On January 1, 1920, Manley Brothers incorporated and became the plaintiff in this suit, Manley Brothers Company, Inc., and thereafter obtained title to the conditional sale agreement and note. The Goodfellow Company also became incorporated and became the Goodfellow Company, Inc., at what date did not appear, but it was before the sale of the car at retail as hereinafter set forth.
Before the lien note became due the Goodfellow Company sent to the payee a negotiable bank note for the face of the lien note, together with a check for the accrued interest, which was accepted. This bank note was renewed and the interest paid on the following dates: December 23, 1919, April 2, 1920, June 23, 1920, August 23, 1920, November 23, 1920, February 23, 1921, and April 23, 1921. The lien note itself was never otherwise renewed or paid, and the last renewal note was not paid. On December 4, 1920, the Goodfellow Company, Inc., sold the automobile to a person named Lamorey for $2,500, which was the fair market value of the car. Payment was made in part by the delivery of an old car in exchange at a valuation of $350, and orders for clothing at Lamorey's store to the amount of $350, and the balance of $1,800 was agreed to be paid in clothing on or before December 25, 1920. There was no evidence that any other merchandise than the used car and the clothing valued at $350 was ever received.
The plaintiff was not informed of the sale of the car to Lamorey until the Goodfellow Company, Inc., wrote under date of February 22, 1921, inclosing a renewal note and stating that the automobile had been traded for merchandise which it had not been able to realize upon at that time owing to market conditions. In the letter inclosing the last of the renewal notes the Goodfellow Company, Inc., advised the plaintiff that the merchandise was still on hand unsold.
The plaintiff accepted the renewal notes after the car had been sold to Lamorey because the Goodfellow Company, Inc., needed time to turn the merchandise into money, and as additional evidence of indebtedness, relying upon the representations in the letter as to the merchandise, and not intending to relinquish *Page 296 any right, benefit or advantage it might have under the lien note. Later, and before this action was brought, the Goodfellow Company, Inc., became bankrupt, and the used car was sold.
Where property is sold upon condition that title is not to pass until payment, or with lien reserved, but upon the understanding that it is to be sold by the buyer in the ordinary course of business, the silence of the seller amounts to an implied license to sell, and when acted upon, is an irrevocable waiver of the security. Rogers v. Whitney, 91 Vt. 79, 82, 99 A. 419, and cases cited. But, as between the parties to the conditional sale, the license may be conditional, as where the agreement is that the proceeds of the sale shall be applied to the payment of the purchase price, and in such a case the condition is binding and compliance therewith is necessary to justify and validate the sale. Reed v. Rowell, 100 Vt. 41, 134 A. 641, 642.

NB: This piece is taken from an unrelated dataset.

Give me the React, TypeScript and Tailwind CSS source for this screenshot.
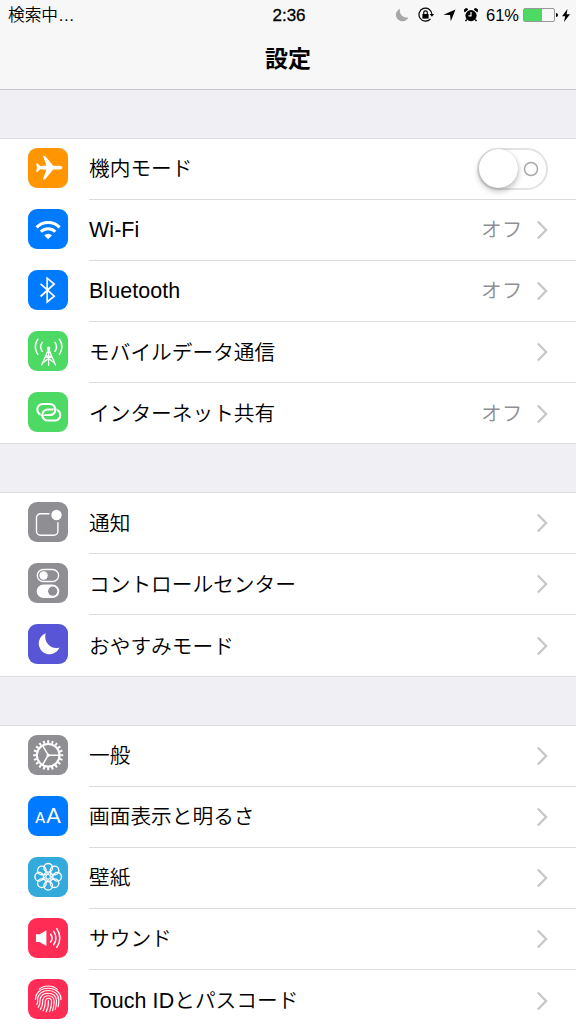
import type { ReactNode } from "react";

interface SettingsItem {
  label: ReactNode;
  color: string;
  icon: ReactNode;
  value?: string;
  toggle?: boolean;
}

function polar(cx: number, cy: number, r: number, deg: number) {
  const a = (deg * Math.PI) / 180;
  return { x: cx + r * Math.cos(a), y: cy + r * Math.sin(a) };
}

function Latin({ children }: { children: ReactNode }) {
  return <span className="text-[21.4px] tracking-[0.1px]">{children}</span>;
}

function Glyph({ children }: { children: ReactNode }) {
  return (
    <svg viewBox="0 0 40 40" className="size-10" fill="none" stroke="white" strokeLinecap="round" strokeLinejoin="round">
      {children}
    </svg>
  );
}

const airplane = (
  <Glyph>
    <path
      fill="white"
      stroke="none"
      d="M34.4 19.6c0-1.2-1.2-1.9-3-1.9h-6.200L17.400 8.200c-.6-.7-2.600-.8-2.300.3l3.300 9-6.200.4-2.500-2.400c-.5-.4-1.500-.3-1.400.3l.6 3.800-.6 3.800c-.1.600.9.700 1.400.3l2.500-2.400 6.200.4-3.300 9c-.3 1.100 1.700 1 2.300.3l7.800-9.500h6.200c1.800 0 3-.7 3-1.900z"
    />
  </Glyph>
);

const wifi = (
  <Glyph>
    <g strokeWidth="3" strokeLinecap="butt">
      <path d="M8.6 18.4a16.2 16.2 0 0 1 23 0" />
      <path d="M12.9 22.7a10.2 10.2 0 0 1 14.4 0" />
    </g>
    <path d="M16.2 26.3a5.6 5.6 0 0 1 7.8 0l-3.9 3.9z" fill="white" stroke="none" />
  </Glyph>
);

const bluetooth = (
  <Glyph>
    <path d="M12.6 13.9l13.6 12.3-7 5.800V8.200l7 5.800-13.600 12.500" strokeWidth="1.7" strokeLinejoin="miter" strokeLinecap="butt" />
  </Glyph>
);

const cellular = (
  <Glyph>
    <g strokeWidth="1.5">
      <path d="M9.8 8.2a13 13 0 0 0 0 15.2M14.2 11.4a7.6 7.6 0 0 0 0 8.8" />
      <path d="M31.4 8.2a13 13 0 0 1 0 15.2M27 11.4a7.6 7.6 0 0 1 0 8.8" />
    </g>
    <circle cx="20.6" cy="17.2" r="1.7" fill="white" stroke="none" />
    <path d="M20.6 17v17.4M20.6 18l-6.9 16M20.6 18l6.9 16M17.6 25.2l8.4 6.4M23.6 25.2l-8.4 6.4M17.6 25.2h6" strokeWidth="1.3" />
  </Glyph>
);

const hotspot = (
  <Glyph>
    <g strokeWidth="2.1">
      <rect x="9.3" y="12" width="18" height="11" rx="5.5" />
      <path d="M14.3 23.4a5.500 5.500 0 0 1 5.500-5.500h4" stroke="#4cd964" strokeWidth="4" strokeLinecap="butt" />
      <rect x="14.3" y="17.5" width="18" height="11" rx="5.5" />
      <path d="M25.700 21.400a5.500 5.500 0 0 0 1.600-3.900" stroke="#4cd964" strokeWidth="4" strokeLinecap="butt" />
      <path d="M23.600 22.700a5.500 5.500 0 0 0 3.700-5.200" />
    </g>
  </Glyph>
);

const notifications = (
  <Glyph>
    <path d="M21.4 11.8h-8.9a4 4 0 0 0-4 4v13.4a4 4 0 0 0 4 4h13.4a4 4 0 0 0 4-4v-9" strokeWidth="1.4" strokeLinecap="butt" />
    <circle cx="28.5" cy="13" r="5.2" fill="white" stroke="none" />
  </Glyph>
);

const controlCenter = (
  <Glyph>
    <rect x="9.3" y="6.5" width="21.3" height="12" rx="6" strokeWidth="1.3" />
    <circle cx="15.6" cy="12.5" r="4.2" fill="white" stroke="none" />
    <rect x="8.7" y="21.4" width="22.6" height="13.6" rx="6.8" fill="white" stroke="none" />
    <circle cx="24.7" cy="28.2" r="4.6" fill="#8e8e93" stroke="none" />
  </Glyph>
);

const moon = (
  <Glyph>
    <path d="M17.800 9.300a10.800 10.800 0 1 0 13.700 14.300A11.200 11.200 0 0 1 17.800 9.300z" fill="white" stroke="none" />
  </Glyph>
);

const gear = (
  <Glyph>
    <circle cx="20.2" cy="20.2" r="11.3" strokeWidth="2" />
    {Array.from({ length: 20 }, (_, i) => {
      const a = polar(20.2, 20.2, 12, i * 18);
      const b = polar(20.2, 20.2, 15, i * 18);
      return <line key={i} x1={a.x} y1={a.y} x2={b.x} y2={b.y} strokeWidth="2" strokeLinecap="butt" />;
    })}
    {[0, 120, 240].map((deg) => {
      const end = polar(20.2, 20.2, 11, deg);
      return <line key={deg} x1="20.2" y1="20.2" x2={end.x} y2={end.y} strokeWidth="1.5" />;
    })}
    <circle cx="20.2" cy="20.2" r="1.6" fill="white" stroke="none" />
  </Glyph>
);

const display = (
  <span className="flex items-baseline justify-center gap-px font-['Lato','Liberation_Sans',sans-serif] font-normal leading-none text-white">
    <span className="text-[14.5px] font-medium">A</span>
    <span className="text-[21.5px]">A</span>
  </span>
);

const wallpaper = (
  <Glyph>
    {Array.from({ length: 8 }, (_, i) => {
      const c = polar(20.2, 19.8, 9, i * 45);
      return <circle key={i} cx={c.x} cy={c.y} r="4.3" strokeWidth="1.35" />;
    })}
    {Array.from({ length: 8 }, (_, i) => {
      const a = polar(20.2, 19.8, 2.6, i * 45);
      const b = polar(20.2, 19.8, 6.5, i * 45 + 22.5);
      const c = polar(20.2, 19.8, 6.5, i * 45 - 22.5);
      return <path key={i} d={`M${c.x} ${c.y}L${a.x} ${a.y}L${b.x} ${b.y}`} strokeWidth="1" />;
    })}
    <circle cx="20.2" cy="19.8" r="2.3" strokeWidth="1" />
  </Glyph>
);

const sound = (
  <Glyph>
    <path d="M8 16.2h3.6l6.8-3.9v15.6l-6.8-3.9H8z" fill="white" stroke="none" />
    <g strokeWidth="1.5">
      <path d="M22.600 16.200a6.400 6.400 0 0 1 0 7.800" />
      <path d="M25.700 13.400a11 11 0 0 1 0 13.200" />
      <path d="M28.800 10.800a15.500 15.500 0 0 1 0 18.400" />
    </g>
  </Glyph>
);

const fingerprint = (
  <Glyph>
    <g strokeWidth="1.15">
      <path d="M11.2 10.200c5-4.300 13-4.300 18 0" />
      <path d="M7.500 20.500c0-7 5.700-11.300 12.700-11.300S33 13.500 33 20.500" />
      <path d="M8.8 25.5c1.600-2.500.4-4 1-7 1-4.200 5.400-7 10.400-7 6 0 10.600 3.800 10.600 9.700 0 2.500-.2 4.400-.6 6.500" />
      <path d="M10.3 28.3c2.600-4 1-5.800 2-9 1.100-3.200 4.400-5.100 7.900-5.100 4.700 0 8.300 3 8.300 7.500 0 3.500-.4 6-1.200 8.700" />
      <path d="M12.4 30.4c3.200-4.800 1.600-7 2.600-10.200.8-2.200 3-3.500 5.200-3.500 3.300 0 5.900 2.100 5.900 5.600 0 3.800-.6 6.500-1.500 9.500" />
      <path d="M15.1 31.8c3-4.900 1.700-7.400 2.400-10.400.4-1.400 1.500-2.200 2.800-2.200 2 0 3.300 1.400 3.300 3.500 0 3.800-.8 6.800-2 9.900" />
      <path d="M18.2 32.700c2.200-4 2.400-7 2.200-10.900" />
    </g>
  </Glyph>
);

const GROUPS: SettingsItem[][] = [
  [
    { label: "機内モード", color: "bg-[#ff9500]", icon: airplane, toggle: true },
    { label: <Latin>Wi-Fi</Latin>, color: "bg-[#007aff]", icon: wifi, value: "オフ" },
    { label: <Latin>Bluetooth</Latin>, color: "bg-[#007aff]", icon: bluetooth, value: "オフ" },
    { label: "モバイルデータ通信", color: "bg-[#4cd964]", icon: cellular },
    { label: "インターネット共有", color: "bg-[#4cd964]", icon: hotspot, value: "オフ" },
  ],
  [
    { label: "通知", color: "bg-[#8e8e93]", icon: notifications },
    { label: "コントロールセンター", color: "bg-[#8e8e93]", icon: controlCenter },
    { label: "おやすみモード", color: "bg-[#5856d6]", icon: moon },
  ],
  [
    { label: "一般", color: "bg-[#8e8e93]", icon: gear },
    { label: "画面表示と明るさ", color: "bg-[#007aff]", icon: display },
    { label: "壁紙", color: "bg-[#34aadc]", icon: wallpaper },
    { label: "サウンド", color: "bg-[#ff2d55]", icon: sound },
    { label: <><Latin>Touch ID</Latin>とパスコード</>, color: "bg-[#ff2d55]", icon: fingerprint },
  ],
];

function Chevron() {
  return (
    <svg viewBox="0 0 12 20" className="ml-[13.5px] h-5 w-3 shrink-0" fill="none" stroke="#c7c7cc" strokeWidth="2.4">
      <path d="M1.8 1.5l8.3 8.5-8.3 8.5" />
    </svg>
  );
}

function Toggle() {
  return (
    <span className="flex h-[42px] w-[71px] items-center justify-between rounded-full border-2 border-[#e3e3e3] pr-[7px]">
      <span className="size-[39px] shrink-0 rounded-full bg-white shadow-[0_3px_6px_rgba(0,0,0,0.28),0_0_1px_rgba(0,0,0,0.2)]" />
      <svg viewBox="0 0 16 16" className="size-4" fill="none" stroke="#a9a9a9" strokeWidth="1.5">
        <circle cx="8" cy="8" r="6.5" />
      </svg>
    </span>
  );
}

function Row({ item, last }: { item: SettingsItem; last: boolean }) {
  return (
    <div className="flex h-[61.15px] pl-7">
      <div className={`mt-[9px] flex size-10 shrink-0 items-center justify-center rounded-[9px] ${item.color}`}>{item.icon}</div>
      <div className={`ml-[21px] flex flex-1 items-center pr-7 ${last ? "" : "border-b border-[#dcdce0]"}`}>
        <span className="flex-1 whitespace-nowrap">{item.label}</span>
        {item.value && <span className="text-[#8e8e93]">{item.value}</span>}
        {item.toggle ? <Toggle /> : <Chevron />}
      </div>
    </div>
  );
}

function StatusBar() {
  return (
    <div className="grid h-[30px] grid-cols-[1fr_auto_1fr] items-center pl-2 pr-1.5 text-[16.7px] leading-none">
      <span className="pt-0.5">検索中…</span>
      <span className="text-[17px] [-webkit-text-stroke:0.3px_black]">2:36</span>
      <div className="flex items-center justify-end">
        <svg viewBox="0 0 14 14" className="mr-2 size-3.5" fill="#a8a8aa">
          <path d="M5 .8a6.5 6.5 0 1 0 8.4 8.6A7 7 0 0 1 5 .8z" />
        </svg>
        <svg viewBox="0 0 18 16" className="mr-2 h-4 w-[18px]" fill="none" stroke="black" strokeWidth="1.2">
          <path d="M13.5 11.8a6.5 6.5 0 1 1 1.5-4.2" />
          <path d="M12.7 7h4.4l-2.2 2.8z" fill="black" stroke="none" />
          <rect x="5.4" y="7" width="6.2" height="4.6" fill="black" stroke="none" />
          <path d="M6.7 7V5.700a1.800 1.800 0 0 1 3.600 0V7" />
        </svg>
        <svg viewBox="0 0 13 13" className="mr-2 size-[13px]">
          <path d="M12.5.5L7.8 12.3l-.7-6.200L.5 5.700z" />
        </svg>
        <svg viewBox="0 0 14 14" className="mr-2 size-3.5">
          <circle cx="7" cy="7.6" r="5.6" />
          <path d="M.7 3.8a2 2 0 0 1 3.200-2.400zM13.300 3.800a2 2 0 0 0-3.200-2.400z" stroke="black" strokeWidth="1" />
          <path d="M2.700 11.500l-1.200 1.700M11.300 11.500l1.200 1.700" stroke="black" strokeWidth="1.4" />
          <path d="M7 4v3.800H4.500" fill="none" stroke="white" strokeWidth="1.2" />
        </svg>
        <span className="text-[16.5px]">61%</span>
        <div className="ml-1 h-3.5 w-8 rounded-[2px] border border-[#999]">
          <div className="h-full w-[60%] bg-[#4cd964]" />
        </div>
        <span className="ml-px h-1 w-0.5 rounded-r-full bg-black" />
        <svg viewBox="0 0 8 13" className="ml-1 h-[13px] w-2">
          <path d="M5.5 0L0 7.300h3.200L2 13l6-7.700H4.600z" />
        </svg>
      </div>
    </div>
  );
}

export default function App() {
  return (
    <div className="h-[1024px] w-[576px] overflow-hidden bg-[#efeff4] font-['Liberation_Sans','Noto_Sans_CJK_JP',sans-serif] text-[20.7px] font-[350] text-black">
      <header className="h-[90px] border-b border-[#c4c4c8] bg-[#f7f7f8]">
        <StatusBar />
        <h1 className="pt-3 text-center text-[23px] leading-[34px] font-bold">設定</h1>
      </header>
      <main className="flex flex-col gap-[48.9px] pt-[48.6px]">
        {GROUPS.map((group, i) => (
          <section key={i} className="bg-white shadow-[0_-1px_0_#dcdce0,inset_0_-1px_0_#dcdce0]">
            {group.map((item, j) => (
              <Row key={j} item={item} last={j === group.length - 1} />
            ))}
          </section>
        ))}
      </main>
    </div>
  );
}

So here we have a conditional license to sell the automobile in question, and our inquiry must be whether the condition was complied with, or, if it was not, whether such compliance was waived by the subsequent dealings between the plaintiff and the Goodfellow Company, Inc.
The defendant claims that the permission to sell the automobile was acted upon when he and his partner transferred the car to the Goodfellow Company, Inc. But this transaction was not a sale in the regular course of business such as was contemplated by the agreement between the parties to the lien note. The corporation had succeeded to the business of the partnership, and this was a transfer of the stock in trade from the latter to the former. No consideration passed so far as appears, and the permission to sell in the regular course of business on condition that the proceeds of the sale shall be applied to the payment of the purchase price cannot be construed as permission to transfer the title by way of gift. We hold that this transaction was not a compliance with the conditional license to sell the automobile. The plaintiff's lien and his rights against the defendant were not affected thereby.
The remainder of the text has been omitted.